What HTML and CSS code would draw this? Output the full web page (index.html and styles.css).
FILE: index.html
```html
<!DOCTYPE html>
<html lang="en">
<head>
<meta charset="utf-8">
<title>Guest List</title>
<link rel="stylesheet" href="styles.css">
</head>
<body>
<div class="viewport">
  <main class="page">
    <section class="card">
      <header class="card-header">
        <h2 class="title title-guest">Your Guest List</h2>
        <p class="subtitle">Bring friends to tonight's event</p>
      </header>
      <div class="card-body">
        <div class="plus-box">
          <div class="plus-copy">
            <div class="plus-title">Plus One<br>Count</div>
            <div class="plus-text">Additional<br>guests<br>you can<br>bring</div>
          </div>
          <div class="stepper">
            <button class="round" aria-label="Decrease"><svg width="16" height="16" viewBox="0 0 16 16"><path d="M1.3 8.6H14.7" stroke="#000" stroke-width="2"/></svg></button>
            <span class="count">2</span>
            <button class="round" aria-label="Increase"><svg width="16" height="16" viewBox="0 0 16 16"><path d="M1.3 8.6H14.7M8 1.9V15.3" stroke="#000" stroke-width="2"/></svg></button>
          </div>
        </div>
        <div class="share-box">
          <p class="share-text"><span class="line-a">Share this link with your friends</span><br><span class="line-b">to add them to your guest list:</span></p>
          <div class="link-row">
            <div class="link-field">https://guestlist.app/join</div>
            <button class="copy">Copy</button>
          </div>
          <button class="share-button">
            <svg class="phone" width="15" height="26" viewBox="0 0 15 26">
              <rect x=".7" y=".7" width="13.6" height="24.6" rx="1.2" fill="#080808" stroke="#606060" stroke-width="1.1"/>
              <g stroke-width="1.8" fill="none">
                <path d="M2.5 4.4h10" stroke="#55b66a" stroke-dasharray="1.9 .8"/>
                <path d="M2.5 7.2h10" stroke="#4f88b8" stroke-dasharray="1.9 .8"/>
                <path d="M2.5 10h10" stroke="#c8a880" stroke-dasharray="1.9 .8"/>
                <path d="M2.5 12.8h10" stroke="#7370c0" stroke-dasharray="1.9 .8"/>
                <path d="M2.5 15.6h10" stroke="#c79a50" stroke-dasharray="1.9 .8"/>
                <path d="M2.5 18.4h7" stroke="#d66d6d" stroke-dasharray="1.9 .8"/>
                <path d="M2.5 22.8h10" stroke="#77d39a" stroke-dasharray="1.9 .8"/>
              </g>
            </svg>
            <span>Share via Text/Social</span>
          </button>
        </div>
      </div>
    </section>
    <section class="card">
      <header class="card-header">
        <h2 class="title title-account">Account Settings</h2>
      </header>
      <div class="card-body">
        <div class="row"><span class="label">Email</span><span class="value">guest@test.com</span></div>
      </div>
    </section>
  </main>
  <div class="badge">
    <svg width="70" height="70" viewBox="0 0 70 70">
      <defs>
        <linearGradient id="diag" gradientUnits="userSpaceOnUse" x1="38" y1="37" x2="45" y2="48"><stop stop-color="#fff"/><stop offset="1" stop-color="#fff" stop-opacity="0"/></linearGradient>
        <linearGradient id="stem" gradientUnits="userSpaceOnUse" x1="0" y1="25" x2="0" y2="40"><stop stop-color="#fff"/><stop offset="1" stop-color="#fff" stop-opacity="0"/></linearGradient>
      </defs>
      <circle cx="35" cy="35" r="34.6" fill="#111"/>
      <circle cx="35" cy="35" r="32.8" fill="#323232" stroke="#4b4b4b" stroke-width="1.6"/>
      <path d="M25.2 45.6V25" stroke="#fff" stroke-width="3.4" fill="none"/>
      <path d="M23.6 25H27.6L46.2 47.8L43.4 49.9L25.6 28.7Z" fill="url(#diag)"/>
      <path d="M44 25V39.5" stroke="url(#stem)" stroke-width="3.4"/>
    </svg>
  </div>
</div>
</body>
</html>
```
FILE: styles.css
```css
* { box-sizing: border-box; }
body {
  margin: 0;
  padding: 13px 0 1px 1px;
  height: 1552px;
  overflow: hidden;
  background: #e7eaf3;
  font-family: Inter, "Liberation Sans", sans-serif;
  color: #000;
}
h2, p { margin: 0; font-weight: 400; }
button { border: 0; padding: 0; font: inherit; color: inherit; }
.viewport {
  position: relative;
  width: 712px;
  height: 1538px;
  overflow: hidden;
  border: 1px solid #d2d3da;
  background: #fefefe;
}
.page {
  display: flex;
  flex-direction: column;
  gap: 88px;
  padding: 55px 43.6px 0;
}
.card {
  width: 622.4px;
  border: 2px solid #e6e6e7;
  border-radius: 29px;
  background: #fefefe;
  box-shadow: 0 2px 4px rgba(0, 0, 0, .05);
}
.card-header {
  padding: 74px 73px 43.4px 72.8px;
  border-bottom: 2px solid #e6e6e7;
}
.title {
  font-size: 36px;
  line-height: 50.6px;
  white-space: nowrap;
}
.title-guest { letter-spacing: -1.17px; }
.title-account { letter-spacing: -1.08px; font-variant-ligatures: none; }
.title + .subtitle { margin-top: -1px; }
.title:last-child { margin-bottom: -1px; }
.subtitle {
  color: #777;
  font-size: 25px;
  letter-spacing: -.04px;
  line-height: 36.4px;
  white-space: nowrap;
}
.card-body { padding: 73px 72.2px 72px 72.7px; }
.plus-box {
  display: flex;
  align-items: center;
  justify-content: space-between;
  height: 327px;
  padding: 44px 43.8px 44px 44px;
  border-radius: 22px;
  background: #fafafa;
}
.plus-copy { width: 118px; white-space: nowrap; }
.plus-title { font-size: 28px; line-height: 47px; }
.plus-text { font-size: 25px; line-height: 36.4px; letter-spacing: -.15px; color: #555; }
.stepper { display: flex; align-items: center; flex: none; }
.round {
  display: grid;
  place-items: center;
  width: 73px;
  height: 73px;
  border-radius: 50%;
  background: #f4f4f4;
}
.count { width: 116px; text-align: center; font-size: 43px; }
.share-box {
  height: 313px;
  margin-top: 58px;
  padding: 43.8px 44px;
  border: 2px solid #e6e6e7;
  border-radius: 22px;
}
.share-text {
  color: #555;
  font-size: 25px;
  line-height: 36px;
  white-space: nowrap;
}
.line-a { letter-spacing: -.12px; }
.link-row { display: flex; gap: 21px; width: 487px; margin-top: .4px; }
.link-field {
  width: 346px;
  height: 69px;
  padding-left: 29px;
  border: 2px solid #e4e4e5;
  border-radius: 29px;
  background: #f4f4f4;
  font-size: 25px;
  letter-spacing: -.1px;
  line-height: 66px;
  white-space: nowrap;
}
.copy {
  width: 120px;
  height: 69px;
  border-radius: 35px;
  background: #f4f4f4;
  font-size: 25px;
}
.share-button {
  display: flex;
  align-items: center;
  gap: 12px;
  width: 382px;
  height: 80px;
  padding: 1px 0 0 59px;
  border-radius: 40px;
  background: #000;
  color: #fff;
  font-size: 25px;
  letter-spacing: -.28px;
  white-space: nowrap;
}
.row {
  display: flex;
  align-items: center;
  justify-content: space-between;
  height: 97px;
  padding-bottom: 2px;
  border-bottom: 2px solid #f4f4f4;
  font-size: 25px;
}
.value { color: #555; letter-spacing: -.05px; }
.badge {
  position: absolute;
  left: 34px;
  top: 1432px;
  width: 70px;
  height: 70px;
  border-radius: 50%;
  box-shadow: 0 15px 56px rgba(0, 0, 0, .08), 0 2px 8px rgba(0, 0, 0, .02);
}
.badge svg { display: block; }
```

Task brief. Your task is to transcribe the listing above in full, exactly as given.

Written solution.
What HTML and CSS code would draw this? Output the full web page (index.html and styles.css).
FILE: index.html
```html
<!DOCTYPE html>
<html lang="en">
<head>
<meta charset="utf-8">
<title>Guest List</title>
<link rel="stylesheet" href="styles.css">
</head>
<body>
<div class="viewport">
  <main class="page">
    <section class="card">
      <header class="card-header">
        <h2 class="title title-guest">Your Guest List</h2>
        <p class="subtitle">Bring friends to tonight's event</p>
      </header>
      <div class="card-body">
        <div class="plus-box">
          <div class="plus-copy">
            <div class="plus-title">Plus One<br>Count</div>
            <div class="plus-text">Additional<br>guests<br>you can<br>bring</div>
          </div>
          <div class="stepper">
            <button class="round" aria-label="Decrease"><svg width="16" height="16" viewBox="0 0 16 16"><path d="M1.3 8.6H14.7" stroke="#000" stroke-width="2"/></svg></button>
            <span class="count">2</span>
            <button class="round" aria-label="Increase"><svg width="16" height="16" viewBox="0 0 16 16"><path d="M1.3 8.6H14.7M8 1.9V15.3" stroke="#000" stroke-width="2"/></svg></button>
          </div>
        </div>
        <div class="share-box">
          <p class="share-text"><span class="line-a">Share this link with your friends</span><br><span class="line-b">to add them to your guest list:</span></p>
          <div class="link-row">
            <div class="link-field">https://guestlist.app/join</div>
            <button class="copy">Copy</button>
          </div>
          <button class="share-button">
            <svg class="phone" width="15" height="26" viewBox="0 0 15 26">
              <rect x=".7" y=".7" width="13.6" height="24.6" rx="1.2" fill="#080808" stroke="#606060" stroke-width="1.1"/>
              <g stroke-width="1.8" fill="none">
                <path d="M2.5 4.4h10" stroke="#55b66a" stroke-dasharray="1.9 .8"/>
                <path d="M2.5 7.2h10" stroke="#4f88b8" stroke-dasharray="1.9 .8"/>
                <path d="M2.5 10h10" stroke="#c8a880" stroke-dasharray="1.9 .8"/>
                <path d="M2.5 12.8h10" stroke="#7370c0" stroke-dasharray="1.9 .8"/>
                <path d="M2.5 15.6h10" stroke="#c79a50" stroke-dasharray="1.9 .8"/>
                <path d="M2.5 18.4h7" stroke="#d66d6d" stroke-dasharray="1.9 .8"/>
                <path d="M2.5 22.8h10" stroke="#77d39a" stroke-dasharray="1.9 .8"/>
              </g>
            </svg>
            <span>Share via Text/Social</span>
          </button>
        </div>
      </div>
    </section>
    <section class="card">
      <header class="card-header">
        <h2 class="title title-account">Account Settings</h2>
      </header>
      <div class="card-body">
        <div class="row"><span class="label">Email</span><span class="value">guest@test.com</span></div>
      </div>
    </section>
  </main>
  <div class="badge">
    <svg width="70" height="70" viewBox="0 0 70 70">
      <defs>
        <linearGradient id="diag" gradientUnits="userSpaceOnUse" x1="38" y1="37" x2="45" y2="48"><stop stop-color="#fff"/><stop offset="1" stop-color="#fff" stop-opacity="0"/></linearGradient>
        <linearGradient id="stem" gradientUnits="userSpaceOnUse" x1="0" y1="25" x2="0" y2="40"><stop stop-color="#fff"/><stop offset="1" stop-color="#fff" stop-opacity="0"/></linearGradient>
      </defs>
      <circle cx="35" cy="35" r="34.6" fill="#111"/>
      <circle cx="35" cy="35" r="32.8" fill="#323232" stroke="#4b4b4b" stroke-width="1.6"/>
      <path d="M25.2 45.6V25" stroke="#fff" stroke-width="3.4" fill="none"/>
      <path d="M23.6 25H27.6L46.2 47.8L43.4 49.9L25.6 28.7Z" fill="url(#diag)"/>
      <path d="M44 25V39.5" stroke="url(#stem)" stroke-width="3.4"/>
    </svg>
  </div>
</div>
</body>
</html>
```
FILE: styles.css
```css
* { box-sizing: border-box; }
body {
  margin: 0;
  padding: 13px 0 1px 1px;
  height: 1552px;
  overflow: hidden;
  background: #e7eaf3;
  font-family: Inter, "Liberation Sans", sans-serif;
  color: #000;
}
h2, p { margin: 0; font-weight: 400; }
button { border: 0; padding: 0; font: inherit; color: inherit; }
.viewport {
  position: relative;
  width: 712px;
  height: 1538px;
  overflow: hidden;
  border: 1px solid #d2d3da;
  background: #fefefe;
}
.page {
  display: flex;
  flex-direction: column;
  gap: 88px;
  padding: 55px 43.6px 0;
}
.card {
  width: 622.4px;
  border: 2px solid #e6e6e7;
  border-radius: 29px;
  background: #fefefe;
  box-shadow: 0 2px 4px rgba(0, 0, 0, .05);
}
.card-header {
  padding: 74px 73px 43.4px 72.8px;
  border-bottom: 2px solid #e6e6e7;
}
.title {
  font-size: 36px;
  line-height: 50.6px;
  white-space: nowrap;
}
.title-guest { letter-spacing: -1.17px; }
.title-account { letter-spacing: -1.08px; font-variant-ligatures: none; }
.title + .subtitle { margin-top: -1px; }
.title:last-child { margin-bottom: -1px; }
.subtitle {
  color: #777;
  font-size: 25px;
  letter-spacing: -.04px;
  line-height: 36.4px;
  white-space: nowrap;
}
.card-body { padding: 73px 72.2px 72px 72.7px; }
.plus-box {
  display: flex;
  align-items: center;
  justify-content: space-between;
  height: 327px;
  padding: 44px 43.8px 44px 44px;
  border-radius: 22px;
  background: #fafafa;
}
.plus-copy { width: 118px; white-space: nowrap; }
.plus-title { font-size: 28px; line-height: 47px; }
.plus-text { font-size: 25px; line-height: 36.4px; letter-spacing: -.15px; color: #555; }
.stepper { display: flex; align-items: center; flex: none; }
.round {
  display: grid;
  place-items: center;
  width: 73px;
  height: 73px;
  border-radius: 50%;
  background: #f4f4f4;
}
.count { width: 116px; text-align: center; font-size: 43px; }
.share-box {
  height: 313px;
  margin-top: 58px;
  padding: 43.8px 44px;
  border: 2px solid #e6e6e7;
  border-radius: 22px;
}
.share-text {
  color: #555;
  font-size: 25px;
  line-height: 36px;
  white-space: nowrap;
}
.line-a { letter-spacing: -.12px; }
.link-row { display: flex; gap: 21px; width: 487px; margin-top: .4px; }
.link-field {
  width: 346px;
  height: 69px;
  padding-left: 29px;
  border: 2px solid #e4e4e5;
  border-radius: 29px;
  background: #f4f4f4;
  font-size: 25px;
  letter-spacing: -.1px;
  line-height: 66px;
  white-space: nowrap;
}
.copy {
  width: 120px;
  height: 69px;
  border-radius: 35px;
  background: #f4f4f4;
  font-size: 25px;
}
.share-button {
  display: flex;
  align-items: center;
  gap: 12px;
  width: 382px;
  height: 80px;
  padding: 1px 0 0 59px;
  border-radius: 40px;
  background: #000;
  color: #fff;
  font-size: 25px;
  letter-spacing: -.28px;
  white-space: nowrap;
}
.row {
  display: flex;
  align-items: center;
  justify-content: space-between;
  height: 97px;
  padding-bottom: 2px;
  border-bottom: 2px solid #f4f4f4;
  font-size: 25px;
}
.value { color: #555; letter-spacing: -.05px; }
.badge {
  position: absolute;
  left: 34px;
  top: 1432px;
  width: 70px;
  height: 70px;
  border-radius: 50%;
  box-shadow: 0 15px 56px rgba(0, 0, 0, .08), 0 2px 8px rgba(0, 0, 0, .02);
}
.badge svg { display: block; }
```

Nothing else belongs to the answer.